Look through the records below and collect all lines that hold the string "styles".
--- Start DATA SUPPLIED ---
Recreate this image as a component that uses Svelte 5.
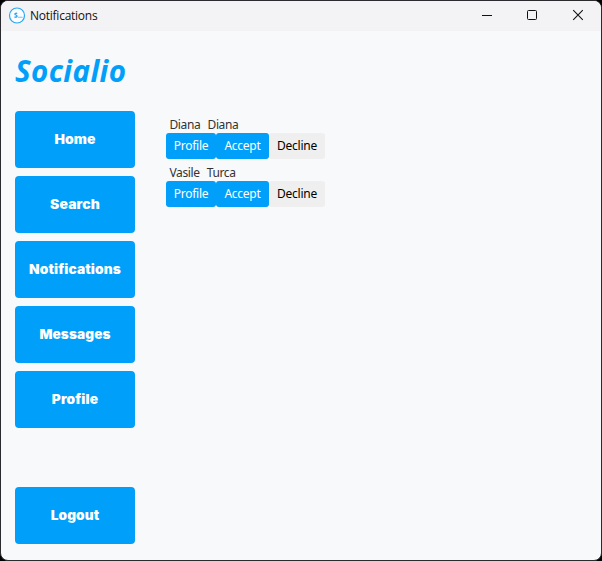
--- End DATA SUPPLIED ---
--- Start DATA SUPPLIED ---
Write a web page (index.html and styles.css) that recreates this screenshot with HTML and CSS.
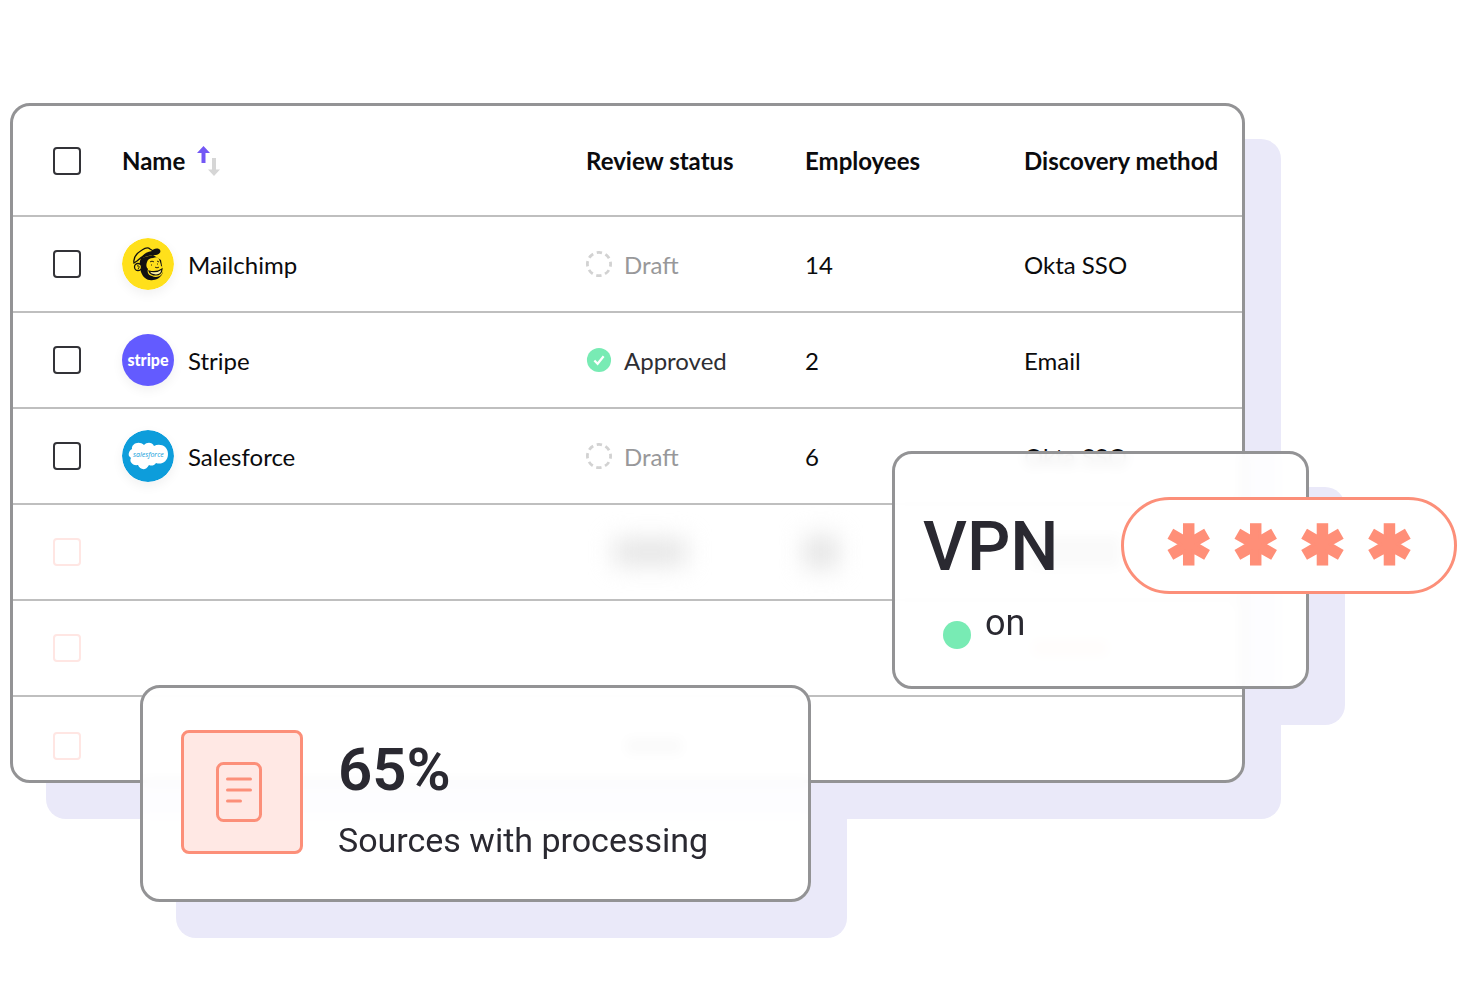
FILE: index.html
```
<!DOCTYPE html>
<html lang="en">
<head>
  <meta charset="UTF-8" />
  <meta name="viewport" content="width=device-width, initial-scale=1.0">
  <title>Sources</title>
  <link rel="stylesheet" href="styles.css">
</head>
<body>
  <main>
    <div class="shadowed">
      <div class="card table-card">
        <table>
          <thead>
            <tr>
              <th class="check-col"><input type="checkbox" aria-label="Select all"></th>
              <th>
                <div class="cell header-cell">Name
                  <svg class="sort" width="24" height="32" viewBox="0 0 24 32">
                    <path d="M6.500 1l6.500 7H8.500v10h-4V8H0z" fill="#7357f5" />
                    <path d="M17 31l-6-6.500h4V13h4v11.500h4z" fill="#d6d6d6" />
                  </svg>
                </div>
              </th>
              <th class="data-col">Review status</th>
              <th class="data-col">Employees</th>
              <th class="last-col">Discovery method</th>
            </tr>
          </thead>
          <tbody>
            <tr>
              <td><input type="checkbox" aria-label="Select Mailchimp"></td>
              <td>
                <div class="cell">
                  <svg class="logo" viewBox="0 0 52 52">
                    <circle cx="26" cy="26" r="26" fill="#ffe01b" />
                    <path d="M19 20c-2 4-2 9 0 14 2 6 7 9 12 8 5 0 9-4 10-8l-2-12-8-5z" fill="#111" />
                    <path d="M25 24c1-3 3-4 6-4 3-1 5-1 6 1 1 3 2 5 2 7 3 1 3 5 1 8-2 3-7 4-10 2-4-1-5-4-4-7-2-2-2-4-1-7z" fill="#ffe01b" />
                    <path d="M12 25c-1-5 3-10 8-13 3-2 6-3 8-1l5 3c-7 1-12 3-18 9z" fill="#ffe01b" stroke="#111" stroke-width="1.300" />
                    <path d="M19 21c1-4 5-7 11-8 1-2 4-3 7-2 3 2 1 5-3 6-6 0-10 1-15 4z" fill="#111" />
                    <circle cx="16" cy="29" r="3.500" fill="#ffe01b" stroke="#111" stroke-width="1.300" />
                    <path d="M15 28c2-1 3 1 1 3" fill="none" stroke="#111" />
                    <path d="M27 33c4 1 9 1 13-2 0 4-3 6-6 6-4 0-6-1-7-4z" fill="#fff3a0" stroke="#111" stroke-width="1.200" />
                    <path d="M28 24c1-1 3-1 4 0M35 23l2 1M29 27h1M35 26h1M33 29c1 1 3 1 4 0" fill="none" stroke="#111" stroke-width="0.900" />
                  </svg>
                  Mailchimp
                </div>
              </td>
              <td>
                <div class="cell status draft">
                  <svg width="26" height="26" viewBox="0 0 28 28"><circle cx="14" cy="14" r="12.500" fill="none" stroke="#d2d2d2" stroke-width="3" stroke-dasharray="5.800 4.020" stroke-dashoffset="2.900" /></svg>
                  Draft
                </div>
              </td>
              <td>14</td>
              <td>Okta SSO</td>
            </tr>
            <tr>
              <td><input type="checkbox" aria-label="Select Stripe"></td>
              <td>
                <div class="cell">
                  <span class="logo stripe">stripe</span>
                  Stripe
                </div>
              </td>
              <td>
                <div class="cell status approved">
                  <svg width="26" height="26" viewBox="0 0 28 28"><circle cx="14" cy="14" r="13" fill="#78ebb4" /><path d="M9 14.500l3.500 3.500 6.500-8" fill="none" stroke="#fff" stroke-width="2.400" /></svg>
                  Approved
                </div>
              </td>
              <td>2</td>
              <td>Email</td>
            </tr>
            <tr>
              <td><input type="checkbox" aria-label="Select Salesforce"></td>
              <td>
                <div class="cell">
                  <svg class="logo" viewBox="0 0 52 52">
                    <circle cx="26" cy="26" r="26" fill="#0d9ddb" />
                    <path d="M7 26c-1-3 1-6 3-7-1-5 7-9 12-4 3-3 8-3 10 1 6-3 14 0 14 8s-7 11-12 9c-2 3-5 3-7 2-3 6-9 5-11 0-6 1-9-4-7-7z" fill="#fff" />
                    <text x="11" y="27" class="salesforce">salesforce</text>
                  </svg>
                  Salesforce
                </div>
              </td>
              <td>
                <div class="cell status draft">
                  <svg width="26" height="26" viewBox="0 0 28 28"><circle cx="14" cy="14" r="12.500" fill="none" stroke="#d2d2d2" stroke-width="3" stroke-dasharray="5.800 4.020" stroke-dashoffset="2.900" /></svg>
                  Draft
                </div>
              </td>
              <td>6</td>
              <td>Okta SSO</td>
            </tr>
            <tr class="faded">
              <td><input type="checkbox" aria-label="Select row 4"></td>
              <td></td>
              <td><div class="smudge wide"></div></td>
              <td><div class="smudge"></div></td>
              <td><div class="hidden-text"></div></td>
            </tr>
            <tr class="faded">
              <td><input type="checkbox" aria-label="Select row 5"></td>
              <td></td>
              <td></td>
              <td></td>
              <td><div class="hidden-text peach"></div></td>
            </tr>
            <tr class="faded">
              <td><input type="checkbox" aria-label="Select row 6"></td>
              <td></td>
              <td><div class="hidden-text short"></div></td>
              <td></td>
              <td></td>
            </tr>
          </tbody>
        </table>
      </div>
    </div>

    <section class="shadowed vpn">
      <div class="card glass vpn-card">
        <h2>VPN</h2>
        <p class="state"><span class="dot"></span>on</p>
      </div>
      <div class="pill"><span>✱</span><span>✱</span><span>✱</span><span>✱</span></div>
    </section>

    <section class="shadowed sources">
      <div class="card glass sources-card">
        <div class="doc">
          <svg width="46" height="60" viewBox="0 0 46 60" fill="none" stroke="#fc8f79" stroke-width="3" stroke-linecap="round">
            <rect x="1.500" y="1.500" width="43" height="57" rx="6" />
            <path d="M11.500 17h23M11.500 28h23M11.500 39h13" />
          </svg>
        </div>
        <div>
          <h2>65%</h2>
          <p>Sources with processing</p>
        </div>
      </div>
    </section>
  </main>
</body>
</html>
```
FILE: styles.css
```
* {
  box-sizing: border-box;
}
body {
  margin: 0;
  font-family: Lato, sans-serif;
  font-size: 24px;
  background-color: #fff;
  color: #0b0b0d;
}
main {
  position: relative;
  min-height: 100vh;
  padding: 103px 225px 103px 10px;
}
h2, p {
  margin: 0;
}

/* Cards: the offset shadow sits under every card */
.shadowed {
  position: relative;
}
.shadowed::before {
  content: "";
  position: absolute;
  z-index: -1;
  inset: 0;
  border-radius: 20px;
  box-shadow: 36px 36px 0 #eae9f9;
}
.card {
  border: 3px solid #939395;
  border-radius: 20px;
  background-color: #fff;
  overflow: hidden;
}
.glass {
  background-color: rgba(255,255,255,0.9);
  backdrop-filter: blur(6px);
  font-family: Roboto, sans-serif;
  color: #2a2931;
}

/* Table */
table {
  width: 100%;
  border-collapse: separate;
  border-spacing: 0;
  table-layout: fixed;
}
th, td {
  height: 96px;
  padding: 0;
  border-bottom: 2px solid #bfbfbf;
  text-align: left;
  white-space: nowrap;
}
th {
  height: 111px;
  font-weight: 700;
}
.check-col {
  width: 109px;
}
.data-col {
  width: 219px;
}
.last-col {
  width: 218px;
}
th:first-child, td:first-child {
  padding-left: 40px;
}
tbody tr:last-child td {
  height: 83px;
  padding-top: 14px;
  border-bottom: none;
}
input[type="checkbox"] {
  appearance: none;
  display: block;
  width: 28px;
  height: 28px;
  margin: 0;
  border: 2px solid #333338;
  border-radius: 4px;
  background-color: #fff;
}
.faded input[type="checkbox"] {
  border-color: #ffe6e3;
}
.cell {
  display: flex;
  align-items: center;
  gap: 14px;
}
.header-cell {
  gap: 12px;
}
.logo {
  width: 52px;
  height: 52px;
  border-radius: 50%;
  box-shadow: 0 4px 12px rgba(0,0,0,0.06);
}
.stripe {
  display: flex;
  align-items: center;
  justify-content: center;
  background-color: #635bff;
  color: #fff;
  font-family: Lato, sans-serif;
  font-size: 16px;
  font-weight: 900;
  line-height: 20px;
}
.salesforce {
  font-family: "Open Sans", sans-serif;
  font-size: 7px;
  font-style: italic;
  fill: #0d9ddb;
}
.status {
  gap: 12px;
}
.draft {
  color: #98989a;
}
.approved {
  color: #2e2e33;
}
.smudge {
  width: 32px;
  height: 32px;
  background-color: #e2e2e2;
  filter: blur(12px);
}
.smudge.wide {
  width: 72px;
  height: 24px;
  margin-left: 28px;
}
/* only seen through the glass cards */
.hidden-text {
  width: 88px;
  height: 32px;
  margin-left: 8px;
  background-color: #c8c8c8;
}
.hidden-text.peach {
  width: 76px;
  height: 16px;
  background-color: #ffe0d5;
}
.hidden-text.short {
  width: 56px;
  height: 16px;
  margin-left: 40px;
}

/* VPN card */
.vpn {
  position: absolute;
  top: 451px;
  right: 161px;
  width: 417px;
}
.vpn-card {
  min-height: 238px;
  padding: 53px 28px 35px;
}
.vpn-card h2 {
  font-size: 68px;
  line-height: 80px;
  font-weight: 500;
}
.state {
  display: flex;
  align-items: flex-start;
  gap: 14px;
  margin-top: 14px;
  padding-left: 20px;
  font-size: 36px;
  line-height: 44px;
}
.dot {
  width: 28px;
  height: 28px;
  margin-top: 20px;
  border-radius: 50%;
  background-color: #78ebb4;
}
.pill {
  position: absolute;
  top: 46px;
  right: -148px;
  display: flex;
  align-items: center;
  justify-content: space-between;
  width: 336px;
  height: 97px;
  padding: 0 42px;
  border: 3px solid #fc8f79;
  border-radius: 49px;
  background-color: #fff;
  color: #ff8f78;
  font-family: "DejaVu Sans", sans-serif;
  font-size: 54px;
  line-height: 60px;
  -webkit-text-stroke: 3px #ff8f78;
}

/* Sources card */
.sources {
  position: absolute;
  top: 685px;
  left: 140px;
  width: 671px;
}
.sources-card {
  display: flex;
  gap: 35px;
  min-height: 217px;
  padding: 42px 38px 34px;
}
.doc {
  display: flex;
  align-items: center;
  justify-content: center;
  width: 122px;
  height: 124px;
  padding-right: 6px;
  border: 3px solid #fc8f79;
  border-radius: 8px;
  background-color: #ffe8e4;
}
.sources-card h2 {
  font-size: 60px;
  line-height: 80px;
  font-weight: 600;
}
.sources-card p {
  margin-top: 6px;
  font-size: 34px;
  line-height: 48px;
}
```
--- End DATA SUPPLIED ---
* _COMPLETE RESPONSE_:
Write a web page (index.html and styles.css) that recreates this screenshot with HTML and CSS.
  <link rel="stylesheet" href="styles.css">
FILE: styles.css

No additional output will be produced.